The idea of reducing bureaucracy has been on the government’s table for several years. Most recently, the National Competitiveness Council recapped the results on its May 18 meeting, and also set new targets including the revision of legal fees.
“Simplifying legal practice, rationalizing procedures and so making them more cost-effective is vital in both regional and global competition,” Hegymegi-Barakonyi says. Others, however, underline that legal fees in Hungary are considered low by European comparison and, most importantly, are set by competition rather than central will. If speaking about fee regulation, Réczicza would rather suggest the inauguration of a minimal fee instead of maximizing prices.
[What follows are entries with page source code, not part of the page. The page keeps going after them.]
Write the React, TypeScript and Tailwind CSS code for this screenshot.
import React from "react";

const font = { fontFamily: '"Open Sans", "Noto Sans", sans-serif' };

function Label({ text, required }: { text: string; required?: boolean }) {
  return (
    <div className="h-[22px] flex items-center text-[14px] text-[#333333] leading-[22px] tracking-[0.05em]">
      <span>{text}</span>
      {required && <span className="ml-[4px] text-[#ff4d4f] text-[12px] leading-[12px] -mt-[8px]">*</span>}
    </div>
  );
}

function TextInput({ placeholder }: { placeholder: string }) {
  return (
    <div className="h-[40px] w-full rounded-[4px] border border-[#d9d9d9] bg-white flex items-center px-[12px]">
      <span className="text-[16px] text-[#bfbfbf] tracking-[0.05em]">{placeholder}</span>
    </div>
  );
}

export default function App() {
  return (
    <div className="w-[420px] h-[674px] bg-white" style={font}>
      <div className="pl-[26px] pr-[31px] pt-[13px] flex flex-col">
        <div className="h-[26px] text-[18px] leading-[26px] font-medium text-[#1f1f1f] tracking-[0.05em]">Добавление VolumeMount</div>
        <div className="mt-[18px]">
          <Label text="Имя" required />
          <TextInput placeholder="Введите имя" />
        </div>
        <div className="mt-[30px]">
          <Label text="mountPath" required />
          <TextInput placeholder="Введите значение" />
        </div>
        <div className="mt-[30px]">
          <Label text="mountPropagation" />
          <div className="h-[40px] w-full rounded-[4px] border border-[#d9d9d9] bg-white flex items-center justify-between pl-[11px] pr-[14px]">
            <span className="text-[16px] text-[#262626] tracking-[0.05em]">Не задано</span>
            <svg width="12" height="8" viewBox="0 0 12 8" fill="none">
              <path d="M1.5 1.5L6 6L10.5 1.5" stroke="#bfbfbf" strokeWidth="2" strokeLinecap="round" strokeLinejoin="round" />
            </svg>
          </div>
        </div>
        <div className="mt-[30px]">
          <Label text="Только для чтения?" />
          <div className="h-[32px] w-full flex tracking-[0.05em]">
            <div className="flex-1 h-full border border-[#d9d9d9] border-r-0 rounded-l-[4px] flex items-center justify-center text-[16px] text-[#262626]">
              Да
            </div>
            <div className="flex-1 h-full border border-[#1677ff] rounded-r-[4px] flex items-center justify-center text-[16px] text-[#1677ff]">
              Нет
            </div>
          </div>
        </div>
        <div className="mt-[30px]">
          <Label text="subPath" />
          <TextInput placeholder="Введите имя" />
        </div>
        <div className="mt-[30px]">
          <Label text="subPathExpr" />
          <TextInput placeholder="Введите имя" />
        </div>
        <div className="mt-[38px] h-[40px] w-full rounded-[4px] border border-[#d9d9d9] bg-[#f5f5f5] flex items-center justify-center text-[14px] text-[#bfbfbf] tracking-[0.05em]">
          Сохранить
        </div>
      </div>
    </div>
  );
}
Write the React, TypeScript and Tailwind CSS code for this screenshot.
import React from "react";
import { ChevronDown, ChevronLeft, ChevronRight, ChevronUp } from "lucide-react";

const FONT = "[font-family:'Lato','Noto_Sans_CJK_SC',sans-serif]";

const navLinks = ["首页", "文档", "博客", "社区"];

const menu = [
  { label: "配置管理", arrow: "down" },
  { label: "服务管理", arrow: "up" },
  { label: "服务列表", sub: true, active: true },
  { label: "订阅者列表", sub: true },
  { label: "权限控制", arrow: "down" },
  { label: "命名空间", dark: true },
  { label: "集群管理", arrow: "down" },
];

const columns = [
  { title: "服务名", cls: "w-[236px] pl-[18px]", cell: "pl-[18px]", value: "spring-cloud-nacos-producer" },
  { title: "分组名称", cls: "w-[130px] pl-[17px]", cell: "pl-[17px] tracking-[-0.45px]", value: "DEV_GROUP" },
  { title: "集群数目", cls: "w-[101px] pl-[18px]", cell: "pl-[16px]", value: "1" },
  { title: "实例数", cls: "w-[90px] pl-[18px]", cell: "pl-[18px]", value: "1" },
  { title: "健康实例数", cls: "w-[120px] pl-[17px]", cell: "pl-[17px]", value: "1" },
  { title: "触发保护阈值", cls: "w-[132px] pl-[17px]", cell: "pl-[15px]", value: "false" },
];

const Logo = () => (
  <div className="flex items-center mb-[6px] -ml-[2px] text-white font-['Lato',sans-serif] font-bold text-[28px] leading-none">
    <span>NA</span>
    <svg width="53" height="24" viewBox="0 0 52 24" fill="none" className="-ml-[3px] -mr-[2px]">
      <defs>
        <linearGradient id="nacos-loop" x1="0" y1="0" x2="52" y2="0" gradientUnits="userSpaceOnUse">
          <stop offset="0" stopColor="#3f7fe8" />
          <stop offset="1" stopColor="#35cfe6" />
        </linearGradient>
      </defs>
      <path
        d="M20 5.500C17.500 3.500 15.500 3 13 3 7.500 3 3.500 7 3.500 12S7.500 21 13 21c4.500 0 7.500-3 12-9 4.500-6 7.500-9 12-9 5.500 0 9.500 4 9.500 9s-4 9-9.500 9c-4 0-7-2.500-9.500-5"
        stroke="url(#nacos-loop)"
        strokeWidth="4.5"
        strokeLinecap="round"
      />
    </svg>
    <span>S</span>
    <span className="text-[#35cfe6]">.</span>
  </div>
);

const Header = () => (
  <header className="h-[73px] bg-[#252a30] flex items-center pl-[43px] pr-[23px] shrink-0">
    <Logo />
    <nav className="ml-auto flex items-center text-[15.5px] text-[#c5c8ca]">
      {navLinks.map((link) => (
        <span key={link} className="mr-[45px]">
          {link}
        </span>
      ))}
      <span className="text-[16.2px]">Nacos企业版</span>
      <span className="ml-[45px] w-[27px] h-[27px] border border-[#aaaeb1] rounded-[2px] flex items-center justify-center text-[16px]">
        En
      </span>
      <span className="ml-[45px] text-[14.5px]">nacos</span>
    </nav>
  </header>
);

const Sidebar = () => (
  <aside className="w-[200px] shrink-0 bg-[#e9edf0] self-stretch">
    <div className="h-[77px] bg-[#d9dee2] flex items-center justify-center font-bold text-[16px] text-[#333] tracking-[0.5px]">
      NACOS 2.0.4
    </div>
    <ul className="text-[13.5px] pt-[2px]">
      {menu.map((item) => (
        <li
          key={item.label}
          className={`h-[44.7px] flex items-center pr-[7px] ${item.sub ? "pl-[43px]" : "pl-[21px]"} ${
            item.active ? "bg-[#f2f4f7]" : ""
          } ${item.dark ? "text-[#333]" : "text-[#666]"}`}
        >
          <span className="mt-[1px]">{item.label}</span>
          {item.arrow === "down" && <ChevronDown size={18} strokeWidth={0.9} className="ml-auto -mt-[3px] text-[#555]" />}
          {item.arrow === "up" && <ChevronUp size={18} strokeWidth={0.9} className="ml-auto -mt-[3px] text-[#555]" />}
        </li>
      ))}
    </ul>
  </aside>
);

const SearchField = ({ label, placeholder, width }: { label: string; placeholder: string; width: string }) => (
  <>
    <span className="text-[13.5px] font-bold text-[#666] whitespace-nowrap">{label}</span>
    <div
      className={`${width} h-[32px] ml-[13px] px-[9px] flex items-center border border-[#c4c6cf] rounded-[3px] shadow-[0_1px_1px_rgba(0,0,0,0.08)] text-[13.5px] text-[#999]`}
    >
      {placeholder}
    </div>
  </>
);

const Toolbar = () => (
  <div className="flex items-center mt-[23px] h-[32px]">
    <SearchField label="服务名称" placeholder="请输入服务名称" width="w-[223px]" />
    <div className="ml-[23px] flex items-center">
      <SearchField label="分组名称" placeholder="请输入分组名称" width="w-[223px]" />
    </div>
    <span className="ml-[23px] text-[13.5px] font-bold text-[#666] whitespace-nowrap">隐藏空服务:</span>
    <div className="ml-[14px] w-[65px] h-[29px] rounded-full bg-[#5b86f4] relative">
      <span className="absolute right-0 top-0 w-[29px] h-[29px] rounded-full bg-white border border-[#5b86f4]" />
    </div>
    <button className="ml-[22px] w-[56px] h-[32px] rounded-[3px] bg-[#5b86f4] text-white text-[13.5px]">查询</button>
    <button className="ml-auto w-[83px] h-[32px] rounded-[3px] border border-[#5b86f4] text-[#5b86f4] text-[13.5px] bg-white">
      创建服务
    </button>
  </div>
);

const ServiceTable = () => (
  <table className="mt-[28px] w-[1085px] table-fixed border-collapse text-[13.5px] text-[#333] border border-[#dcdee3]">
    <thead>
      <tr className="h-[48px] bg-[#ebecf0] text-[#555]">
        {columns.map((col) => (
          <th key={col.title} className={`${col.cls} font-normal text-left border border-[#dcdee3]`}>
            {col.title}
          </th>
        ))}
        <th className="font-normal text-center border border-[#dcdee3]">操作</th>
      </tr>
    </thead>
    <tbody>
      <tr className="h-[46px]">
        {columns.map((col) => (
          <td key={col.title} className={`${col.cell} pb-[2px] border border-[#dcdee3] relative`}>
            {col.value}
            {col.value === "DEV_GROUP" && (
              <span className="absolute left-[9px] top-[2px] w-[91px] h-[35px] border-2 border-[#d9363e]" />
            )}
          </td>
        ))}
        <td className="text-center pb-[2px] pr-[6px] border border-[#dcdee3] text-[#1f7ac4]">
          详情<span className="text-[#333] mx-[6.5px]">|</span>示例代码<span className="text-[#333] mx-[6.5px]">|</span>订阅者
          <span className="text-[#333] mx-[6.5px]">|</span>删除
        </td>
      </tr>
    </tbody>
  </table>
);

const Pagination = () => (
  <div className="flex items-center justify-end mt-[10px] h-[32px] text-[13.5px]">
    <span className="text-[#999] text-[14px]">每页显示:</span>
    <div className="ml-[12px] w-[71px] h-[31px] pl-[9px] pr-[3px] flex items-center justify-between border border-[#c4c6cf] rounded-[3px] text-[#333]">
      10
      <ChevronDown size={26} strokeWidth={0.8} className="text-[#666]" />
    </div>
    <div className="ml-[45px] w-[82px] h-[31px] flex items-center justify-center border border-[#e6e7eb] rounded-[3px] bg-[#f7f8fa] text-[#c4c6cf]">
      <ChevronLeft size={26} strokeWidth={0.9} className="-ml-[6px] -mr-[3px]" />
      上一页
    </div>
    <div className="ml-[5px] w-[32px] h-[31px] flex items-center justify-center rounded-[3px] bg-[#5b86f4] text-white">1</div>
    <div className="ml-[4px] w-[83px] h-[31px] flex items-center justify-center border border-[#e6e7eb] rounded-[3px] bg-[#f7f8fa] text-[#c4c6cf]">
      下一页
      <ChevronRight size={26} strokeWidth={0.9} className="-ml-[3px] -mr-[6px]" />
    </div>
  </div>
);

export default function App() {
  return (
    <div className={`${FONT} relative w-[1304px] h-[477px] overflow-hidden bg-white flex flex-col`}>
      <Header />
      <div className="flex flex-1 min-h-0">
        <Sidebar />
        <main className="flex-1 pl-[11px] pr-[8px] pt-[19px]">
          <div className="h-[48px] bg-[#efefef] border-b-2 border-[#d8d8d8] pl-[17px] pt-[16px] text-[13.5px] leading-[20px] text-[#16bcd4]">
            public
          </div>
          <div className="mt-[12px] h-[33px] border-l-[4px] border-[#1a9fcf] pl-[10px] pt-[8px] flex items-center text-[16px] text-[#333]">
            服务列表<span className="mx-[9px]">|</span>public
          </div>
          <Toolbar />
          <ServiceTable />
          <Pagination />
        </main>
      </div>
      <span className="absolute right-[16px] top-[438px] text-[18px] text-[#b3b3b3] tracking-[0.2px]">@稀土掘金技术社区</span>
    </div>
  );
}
When it comes to the level of bureaucracy, while some even doubt that it has a downward tendency as, according to Réczicza, “lawmaking has to react to an increasingly complex economic environment,” and often, as Szecskay’s László points out, “one bureaucratic verification procedure is followed by another and the related regulations keep changing quicker and quicker,” others stress that efforts to reduce red tape are highly welcome. “Simplifying administrative procedures and cutting back bureaucracy, an effort much awaited in Hungary since the fall of the Iron Curtain basically, is not something against practitioners in law,” Tóth points out.
Also, law firms are not afraid of losing markets as a result of a simpler legal environment. Moreover, “the increased competitiveness of Hungary due to less bureaucracy is in our best interest, too,” says Ormai, as the resulting higher productivity of the country and increased investor activity mean more opportunities for law firms too.